Direct communication messages that indicate a particular network address as a destination address are called unicasts. DCHP relay agents are not configured to check unicasts in which the intermediate device is not the destination, because doing so would severely impede network traffic through the intermediate device. Thus DHCP relay agents do not detect and process renewal requests because the renewal requests are unicasts addressed directly to the DHCP server that provided the configuration information bound to the DHCP client. It is not practical to implement an approach that has the relay agent inspect every unicast passing through the intermediate device to detect DHCP messages; because such a approach would severely impede network performance.

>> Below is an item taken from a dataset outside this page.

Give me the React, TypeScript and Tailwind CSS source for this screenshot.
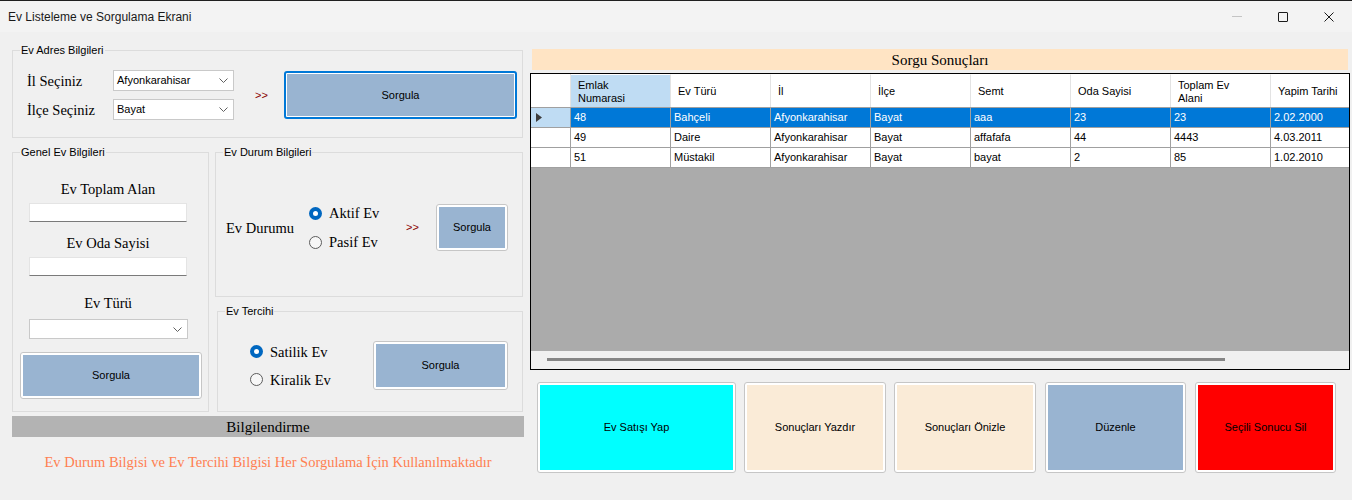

In another approach, the DHCP client could be modified to send renewal requests directly to the intermediate device. However, this approach is not practical because tens of millions of DHCP clients have already been deployed over the last decade without such a modification. It would be expensive and take many years to even replace a significant fraction of the deployed DHCP clients. In addition, a modification to the DHCP standard, as embodied in Internet Requests for Comment (RFCs), would be required. Such a change to the DHCP standard is not likely to be accepted, or if it is accepted, it would not be implemented quickly.
Based on the foregoing, there is a clear need for techniques that dynamically assign network addresses when communications between a client host and a server host are filtered by an intermediate network device, without modifying the client process.